Q&A H-1 says that if an employee has more than one plan then "the distribution of the benefit of the employee under each plan must seperately meet the requirements of section 401(a)(9)." However, for IRA's you may need to aggregate (see 408-2(B)(6)(vii)for aggregation required during owners lifetime). In other words do we have mutiple beneficaries under Scenario II or is each ben. a ben. under a seperate plan for the beneficary MRD's.

Does all this mean that each of the ben's in Scenario II can use each of their exp. lifetimes in taking MRD's from their inherited IRA? (e.g. IRA 1 over B's life, IRA 2 over C's life. etc.)Or is the conclusion the same as Scenario I where B's exp. lifetime is still used for MRD's.

Scenario III:

Each of the IRA's has a "Qualified" Trust X as the named ben. on each IRA. At DOD, Trust X creates sub-trusts Y and Z. B is the sole ben. of Trust Y; C and D are the sole ben. of Trust Z.

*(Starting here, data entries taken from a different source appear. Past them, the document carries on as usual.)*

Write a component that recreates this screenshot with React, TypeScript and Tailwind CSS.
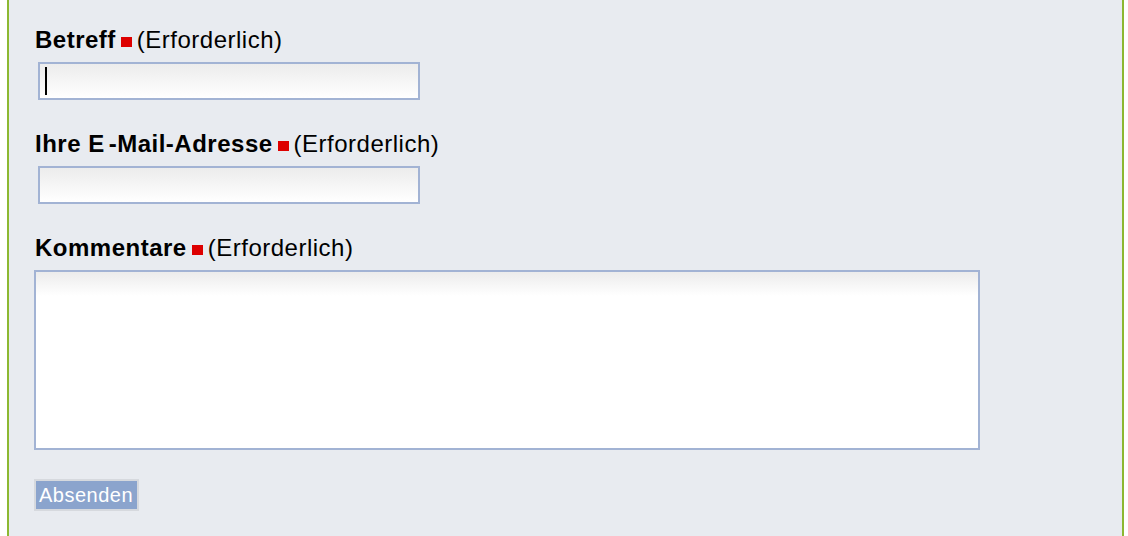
import React from "react";

const Required: React.FC = () => (
  <span className="inline-block w-[11px] h-[10px] bg-[#dd0000] ml-[5px] mr-[5px] align-[1px]" />
);

interface FieldLabelProps {
  children: React.ReactNode;
  className?: string;
}

const FieldLabel: React.FC<FieldLabelProps> = ({ children, className = "" }) => (
  <div className={`text-[24px] leading-[28px] tracking-[0.5px] text-black ${className}`}>
    <span className="font-bold">{children}</span>
    <Required />
    <span>(Erforderlich)</span>
  </div>
);

const App: React.FC = () => {
  return (
    <div className="h-[536px] bg-white pl-[7px] font-['Liberation_Sans',Arial,sans-serif]">
      <div className="w-[1117px] h-[536px] border-x-2 border-[#8cb832] bg-[#e8ebf0] pl-[26px] pt-[26px]">
        {/* Betreff */}
        <FieldLabel>Betreff</FieldLabel>
        <div className="mt-[8px] ml-[3px] w-[382px] h-[38px] border-2 border-[#a2b3d4] bg-gradient-to-b from-[#ececec] to-white flex items-center pl-[5px]">
          <div className="w-[2px] h-[28px] bg-black" />
        </div>

        {/* E-Mail */}
        <FieldLabel className="mt-[30px]">
          Ihre E<span className="ml-[4px]">-Mail-Adresse</span>
        </FieldLabel>
        <div className="mt-[8px] ml-[3px] w-[382px] h-[38px] border-2 border-[#a2b3d4] bg-gradient-to-b from-[#ececec] to-white" />

        {/* Kommentare */}
        <FieldLabel className="mt-[30px]">Kommentare</FieldLabel>
        <div className="mt-[8px] ml-[-1px] w-[946px] h-[180px] border-2 border-[#a2b3d4] bg-[linear-gradient(to_bottom,#ececec_0px,#ffffff_24px)]" />

        {/* Submit */}
        <button
          type="button"
          className="mt-[29px] ml-[-1px] w-[105px] h-[32px] border-2 border-[#d6d9de] bg-[#8ba4cd] text-white text-[20px] leading-[28px] tracking-[0.5px] text-left pl-[3px]"
        >
          Absenden
        </button>
      </div>
    </div>
  );
};

export default App;
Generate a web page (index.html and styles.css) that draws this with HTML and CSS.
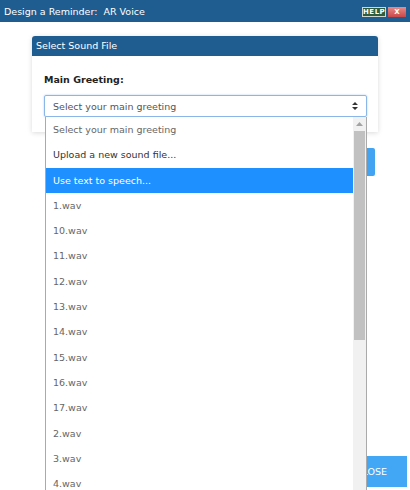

As of the DOD, the trustee funds Trust Y with IRA 1. Trust Z is funded with IRA's 2 and 3.

Partial Analysis:

I know that the IRS has ruled that "seperate accounting" under Q&A H-2(B) can not be done where the trust is the named beneficary of a IRA. But can we use the "seperate plan" logic used in Scenario II to say that since Trust Y is funded with IRA 1 the designated ben. is B; and thus B's exp. lifetime can be used for MRD's. Trust Z is funded with IRA 2 and 3, thus C and D are the designated ben.'s for both plans; thus since ages are C>D, C's lifetime should be used for MRD's on IRA 2 and 3?

Thanks in advance for any critique. I would be especially appreciative if you included citations with your analysis.

Posted

In a nutshell:

I have never figured out how to have separate accounts in an IRA and recommend that clients set up separate IRAs if they want to calculate minimum distribution requirements using multiple life expectancies. (On the other hand, I can't prove that separate IRAs are necessary.)

If an individual has multiple IRAs, the minimum distribution requirement is calculated separately for each IRA (taking into account the beneficiary of each IRA) and then all of the separately calculated amounts are totalled. This total amount may be withdrawn from any of the IRAs. There is IRS guidance on this point, but I don't have the cite handy.

If money is moved from one IRA to another, the rules get complicated. If the client is going to set up multiple IRAs, don't move money among them. Instead use the minimum required distributions to balance the IRAs.